CFCs Held by Domestic Partnerships. The Proposed Regulations adopt a blended “aggregate” and “entity” approach in applying the GILTI rules to CFCs owned by domestic partnerships, treating the partnership as an entity with respect to partners that are not U.S. Shareholders of CFCs owned by the partnership and as an aggregate with respect to partners that are themselves U.S. Shareholders with respect to one or more CFCs owned by the partnership. This blended approach results in (i) each non-U.S. Shareholder partner including its distributive share of the partnership’s GILTI inclusion in its income and (ii) each U.S. Shareholder partner determining a single GILTI inclusion by reference to all of the CFCs with respect to which it is a U.S. Shareholder, even if owned through domestic partnerships.
Under the blended approach, a domestic partnership that is a U.S. Shareholder of a CFC computes its GILTI in the same manner as any other U.S. Shareholder, and each partner generally takes into account its distributive share of the domestic partnership’s GILTI inclusion. However, if a partner is itself a U.S. Shareholder of one or more CFCs owned by the partnership, that partner instead computes its GILTI by taking into account its proportionate share of the partnership’s pro rata share of each of the relevant items (i.e., tested income, tested loss, QBAI and certain interest income and expense) for each such CFC. Such a partner must also include in income its distributive share of the partnership’s GILTI attributable to any CFCs with respect to which the partner is not a U.S. Shareholder.

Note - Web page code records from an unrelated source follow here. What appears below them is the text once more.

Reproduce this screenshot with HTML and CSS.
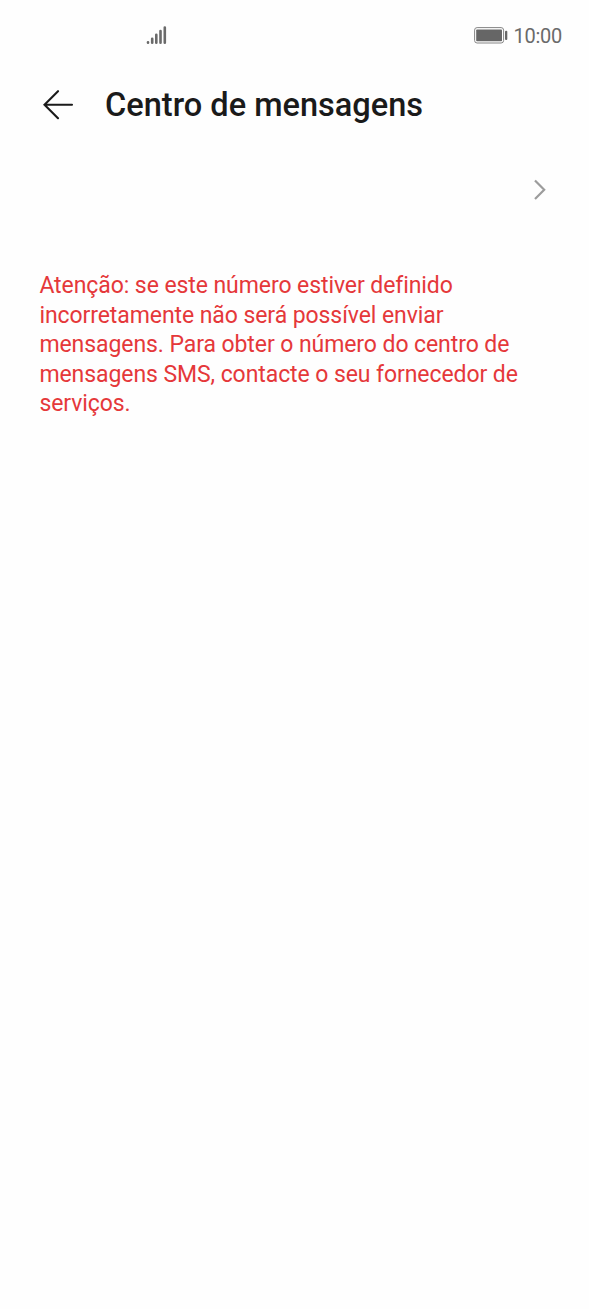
FILE: index.html
```html
<!DOCTYPE html>
<html lang="pt">
<head>
    <meta charset="UTF-8">
    <meta name="viewport" content="width=device-width, initial-scale=1.0">
    <title>Centro de mensagens</title>
    <link rel="stylesheet" href="styles.css">
</head>
<body>
    <div class="status-bar">
        <svg class="signal" width="21" height="20" viewBox="0 0 21 20">
            <path d="M2 17.2v.6M6.2 13.7v4.1M10.3 9.7v8.1M14.5 6v11.8M18.8 2.6v15.2" />
        </svg>
        <div class="status-right">
            <svg class="battery" width="34" height="17" viewBox="0 0 34 17">
                <rect class="battery-case" x="0.6" y="0.6" width="29" height="15.4" rx="2.5" />
                <rect class="battery-level" x="2.2" y="2.4" width="25.8" height="11.8" rx="0.8" />
                <rect class="battery-level" x="31" y="3.7" width="2.3" height="9.2" rx="1" />
            </svg>
            <span class="time">10:00</span>
        </div>
    </div>

    <header>
        <svg class="back" width="31" height="30" viewBox="0 0 31 30">
            <path d="M29 14.7H1.5M15 1.2L1.5 14.7 15 28.2" />
        </svg>
        <h1>Centro de mensagens</h1>
    </header>

    <main>
        <!-- Message centre number, empty until it is set -->
        <div class="number-row">
            <svg class="chevron" width="13" height="22" viewBox="0 0 13 22">
                <path d="M2 1.5L11.2 10.8 2 20.1" />
            </svg>
        </div>
        <p class="warning">Atenção: se este número estiver definido incorretamente não será possível enviar mensagens. Para obter o número do centro de mensagens SMS, contacte o seu fornecedor de serviços.</p>
    </main>
</body>
</html>
```
FILE: styles.css
```css
body {
    font-family: Roboto, sans-serif;
    background-color: #fefefe;
    margin: 0;
    min-height: 1309px;
}

.status-bar {
    display: flex;
    justify-content: space-between;
    align-items: center;
    height: 72px;
    padding: 0 27px 0 146px;
    box-sizing: border-box;
}

.signal {
    fill: none;
    stroke: #6a6a6a;
    stroke-width: 2.6;
    stroke-linecap: round;
    margin-bottom: 2px;
}

.status-right {
    display: flex;
    align-items: center;
    gap: 5px;
}

.battery {
    margin-bottom: 1px;
}

.battery-case {
    fill: none;
    stroke: #858585;
}

.battery-level {
    fill: #666;
}

.time {
    font-size: 20px;
    letter-spacing: -0.25px;
    color: #6a6a6a;
}

header {
    display: flex;
    align-items: center;
    height: 66px;
    padding-left: 43px;
    gap: 31px;
}

.back {
    fill: none;
    stroke: #1a1a1a;
    stroke-width: 2.1;
    stroke-linecap: round;
}

h1 {
    font-size: 32.55px;
    font-weight: 500;
    color: #1a1a1a;
    margin: 0;
}

.number-row {
    display: flex;
    justify-content: flex-end;
    align-items: center;
    height: 103px;
    padding-right: 43px;
}

.chevron {
    fill: none;
    stroke: #9c9c9c;
    stroke-width: 2.2;
}

.warning {
    width: 500px;
    margin: 30px 0 0 39.4px;
    font-size: 23px;
    font-variant-ligatures: common-ligatures;
    letter-spacing: -0.08px;
    line-height: 29.6px;
    color: #e5383a;
}
```
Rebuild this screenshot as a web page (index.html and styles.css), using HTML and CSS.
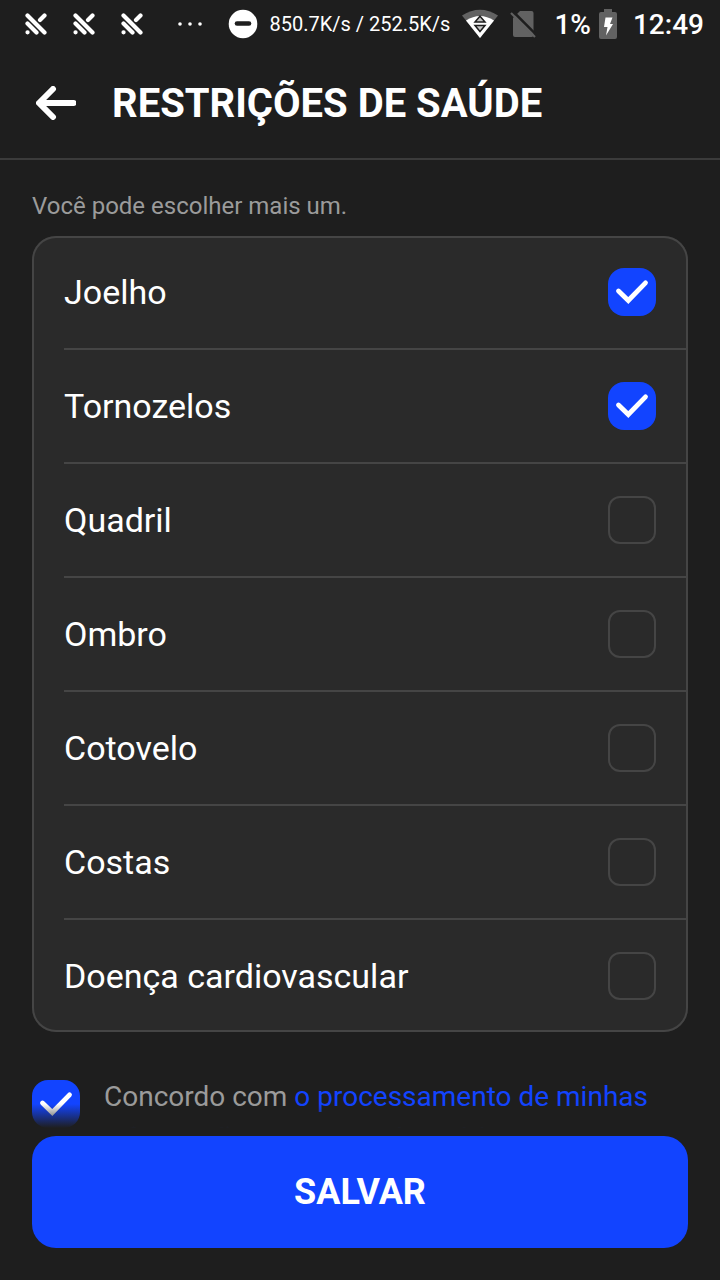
FILE: index.html
```html
<!DOCTYPE html>
<html lang="pt-BR">
<head>
<meta charset="utf-8">
<meta name="viewport" content="width=device-width, initial-scale=1">
<title>Restrições de saúde</title>
<link rel="stylesheet" href="styles.css">
</head>
<body>
<svg class="defs" aria-hidden="true">
  <symbol id="tick" viewBox="0 0 48 48"><path d="M10.500 23 20.300 32.500 37.500 14.800" fill="none" stroke="currentColor" stroke-width="4.800" stroke-linecap="round"/></symbol>
  <symbol id="notice" viewBox="0 0 22 22"><path d="M2.500 2.500 19.500 19.500M15 7 19.500 2.500M2.500 10.500 11.500 19.500M2.500 19.300h.1" fill="none" stroke="currentColor" stroke-width="4.200" stroke-linecap="round"/></symbol>
</svg>
<div class="screen">
  <div class="status">
    <div class="status-notices">
      <svg class="notice"><use href="#notice"/></svg>
      <svg class="notice"><use href="#notice"/></svg>
      <svg class="notice"><use href="#notice"/></svg>
      <svg class="more" viewBox="0 0 26 6" fill="currentColor"><circle cx="3" cy="3" r="1.8"/><circle cx="13" cy="3" r="1.8"/><circle cx="23" cy="3" r="1.8"/></svg>
    </div>
    <div class="status-info">
      <svg class="dnd" viewBox="0 0 30 30"><circle cx="15" cy="15" r="14.3" fill="currentColor"/><path d="M9 14.5h12" stroke="#1e1e1e" stroke-width="4.6" stroke-linecap="round"/></svg>
      <span class="speed">850.7K/s / 252.5K/s</span>
      <svg class="wifi" viewBox="0 0 36 30"><path d="M0 6.500Q18-5 36 6.500L18 29Z" fill="#626262"/><path d="M4 11.500Q18 2.500 32 11.500L18 29Z" fill="currentColor"/><path d="M18 7.200 23 13H13ZM18 22.500 23 16.500H13Z" fill="#c4c4c4" stroke="#1e1e1e" stroke-width="1.500"/></svg>
      <svg class="sim" viewBox="0 0 26 28"><path d="M10 1h11.500a2 2 0 0 1 2 2v22a2 2 0 0 1-2 2H5a2 2 0 0 1-2-2V8Z" fill="#626262"/><path d="M3 1.500 27 25.500" stroke="#1e1e1e" stroke-width="2.600"/><path d="M1 3 25 27" stroke="#626262" stroke-width="2.200"/></svg>
      <div class="power">
        <span class="percent">1%</span>
        <svg class="battery" viewBox="0 0 18 30"><path d="M5 0h8v3h3a2 2 0 0 1 2 2v23a2 2 0 0 1-2 2H2a2 2 0 0 1-2-2V5a2 2 0 0 1 2-2h3Z" fill="#626262"/><path d="M6.500 8.500h7L11 15h3L7 26.500 8.500 18H5Z" fill="currentColor"/></svg>
      </div>
      <time class="clock">12:49</time>
    </div>
  </div>
  <header class="header">
    <button class="back" type="button" aria-label="Voltar">
      <svg class="back-icon" viewBox="0 0 40 34"><path d="M17 3 3 17 17 31M3.500 17H37.500" fill="none" stroke="currentColor" stroke-width="6" stroke-linecap="round" stroke-linejoin="round"/></svg>
    </button>
    <h1 class="title">RESTRIÇÕES DE SAÚDE</h1>
  </header>
  <main class="content">
    <p class="hint">Você pode escolher mais um.</p>
    <div class="card">
      <label class="option"><span>Joelho</span><span class="check"><input type="checkbox" checked><svg class="tick"><use href="#tick"/></svg></span></label>
      <label class="option"><span>Tornozelos</span><span class="check"><input type="checkbox" checked><svg class="tick"><use href="#tick"/></svg></span></label>
      <label class="option"><span>Quadril</span><span class="check"><input type="checkbox"><svg class="tick"><use href="#tick"/></svg></span></label>
      <label class="option"><span>Ombro</span><span class="check"><input type="checkbox"><svg class="tick"><use href="#tick"/></svg></span></label>
      <label class="option"><span>Cotovelo</span><span class="check"><input type="checkbox"><svg class="tick"><use href="#tick"/></svg></span></label>
      <label class="option"><span>Costas</span><span class="check"><input type="checkbox"><svg class="tick"><use href="#tick"/></svg></span></label>
      <label class="option"><span>Doença cardiovascular</span><span class="check"><input type="checkbox"><svg class="tick"><use href="#tick"/></svg></span></label>
    </div>
    <div class="consent">
      <div class="consent-check"><span class="check"><input type="checkbox" id="consent" checked><svg class="tick"><use href="#tick"/></svg></span></div>
      <label class="consent-text" for="consent">Concordo com <a href="#consent">o processamento de minhas informações pessoais de saúde</a></label>
    </div>
  </main>
  <footer class="footer">
    <button class="save" type="button">SALVAR</button>
  </footer>
</div>
</body>
</html>
```
FILE: styles.css
```css
* {
  box-sizing: border-box;
}

body {
  margin: 0;
  background: #1e1e1e;
  color: #fff;
  font-family: Roboto, "Noto Sans", sans-serif;
}

.defs {
  display: none;
}

.screen {
  display: flex;
  flex-direction: column;
  height: 100vh;
}

.status {
  display: flex;
  flex: none;
  align-items: center;
  justify-content: space-between;
  height: 48px;
  padding: 0 16px 0 25px;
}

.status-notices,
.status-info,
.power {
  display: flex;
  align-items: center;
}

.status-notices {
  gap: 26px;
}

.status-info {
  gap: 12px;
}

.power {
  gap: 8px;
  margin-left: 6px;
}

.notice {
  width: 22px;
  height: 22px;
}

.more {
  width: 26px;
  height: 6px;
  margin-left: 8px;
}

.dnd {
  width: 30px;
  height: 30px;
}

.speed {
  font-size: 20px;
}

.wifi {
  width: 36px;
  height: 30px;
}

.sim {
  width: 26px;
  height: 28px;
}

.percent,
.clock {
  font-size: 28px;
  font-weight: 500;
}

.battery {
  width: 18px;
  height: 30px;
}

.clock {
  margin-left: 4px;
}

.header {
  display: flex;
  flex: none;
  align-items: center;
  gap: 36px;
  height: 112px;
  padding: 0 36px;
  border-bottom: 2px solid #3b3b3b;
}

.back {
  display: flex;
  padding: 0;
  border: 0;
  background: none;
  color: inherit;
}

.back-icon {
  width: 40px;
  height: 34px;
}

.title {
  margin: 0;
  font-size: 40px;
  font-weight: 700;
}

.content {
  flex: 1;
  min-height: 0;
  padding: 32px 32px 0;
  overflow: hidden;
}

.hint {
  margin: 0 0 16px;
  color: #9b9b9b;
  font-size: 24px;
  line-height: 28px;
}

.card {
  padding-left: 32px;
  border-radius: 24px;
  background: #2a2a2a;
  box-shadow: inset 0 0 0 2px #454545;
}

.option {
  display: flex;
  align-items: center;
  justify-content: space-between;
  padding: 32px 32px 32px 0;
  font-size: 34px;
  line-height: 48px;
}

.option + .option {
  border-top: 2px solid #454545;
}

.check {
  display: grid;
  flex: none;
  width: 48px;
  height: 48px;
}

.check input {
  grid-area: 1 / 1;
  width: 48px;
  height: 48px;
  margin: 0;
  border: 2px solid #454545;
  border-radius: 12px;
  appearance: none;
}

.check input:checked {
  border: 0;
  border-radius: 16px;
  background: #1244ff;
}

.tick {
  grid-area: 1 / 1;
  width: 48px;
  height: 48px;
  pointer-events: none;
  visibility: hidden;
}

.check input:checked + .tick {
  visibility: visible;
}

.consent {
  display: flex;
  gap: 24px;
  padding-top: 44px;
}

.consent-check {
  padding-top: 4px;
}

.consent-text {
  color: #9b9b9b;
  font-size: 28px;
  line-height: 42px;
}

.consent-text a {
  color: #1244ff;
  text-decoration: none;
}

.footer {
  position: relative;
  flex: none;
  padding: 8px 32px 32px;
  background: #1e1e1e;
}

/* Fades the scrolled content out above the save button */
.footer::before {
  content: "";
  position: absolute;
  right: 0;
  bottom: 100%;
  left: 0;
  height: 24px;
  background: linear-gradient(rgba(30, 30, 30, 0), #1e1e1e);
  pointer-events: none;
}

.save {
  width: 100%;
  height: 112px;
  border: 0;
  border-radius: 24px;
  background: #1244ff;
  color: inherit;
  font-family: inherit;
  font-size: 36px;
  font-weight: 700;
}
```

Thus, a U.S. Shareholder partnership is required to provide to its partners information regarding their distributive share of the partnership’s GILTI and, for each U.S. Shareholder partner, the partner’s proportionate share of the partnership’s pro rata share (if any) of each relevant item.

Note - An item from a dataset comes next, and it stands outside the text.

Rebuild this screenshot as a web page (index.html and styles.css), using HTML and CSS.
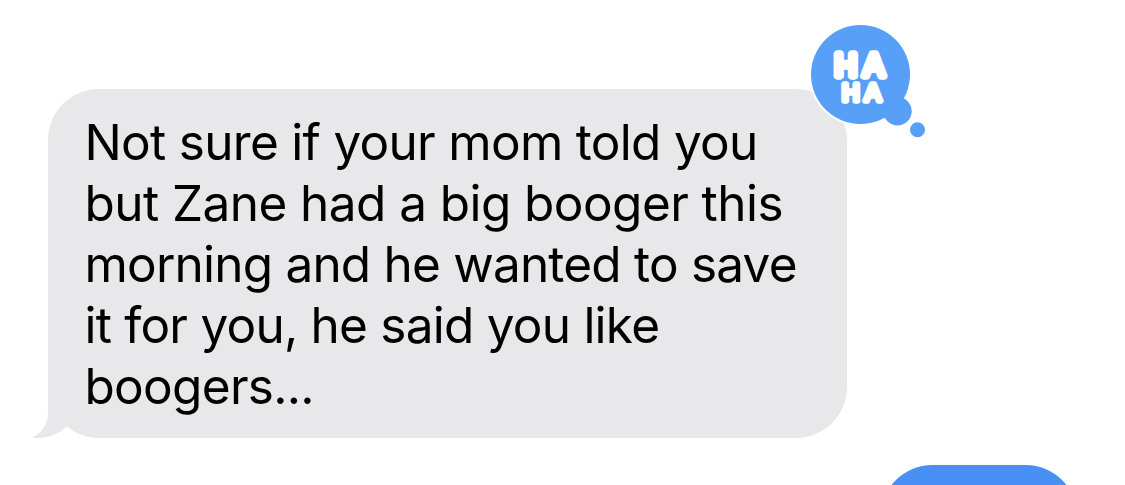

Consolidated Groups. The Proposed Regulations also provide guidance for calculating GILTI for members of a consolidated group. The preamble to the Proposed Regulations states that the IRS and Treasury “determined that a member’s GILTI inclusion amount should be determined by reference to the relevant items of each CFC owned by members of the same consolidated group” (i.e., GILTI is calculated on a consolidated group basis). Accordingly, to determine a group member’s GILTI inclusion, the pro rata shares of the relevant CFC items of each member are aggregated across the group, and then a portion of each aggregate CFC item is allocated to each member of the group that is a U.S. Shareholder of a tested income CFC based on the proportion of such member’s aggregate pro rata share of tested income to the total tested income of the consolidated group. This brings much-sought relief for consolidated groups that do not need to determine the GILTI inclusions separately with respect to each U.S. Shareholder that is a member of the consolidated group and generally prevents abuse by limiting the potential manipulation that would have been available under the GILTI aggregation and FTC rules if different members of the group held shares in different CFCs. For example, if one member of the group holds stock in CFCs with tested income, and another member holds stock in CFCs with tested loss, the tested loss would not be available to offset the tested income if GILTI was calculated separately for each member, resulting in artificially high GILTI inclusions for the group as a whole.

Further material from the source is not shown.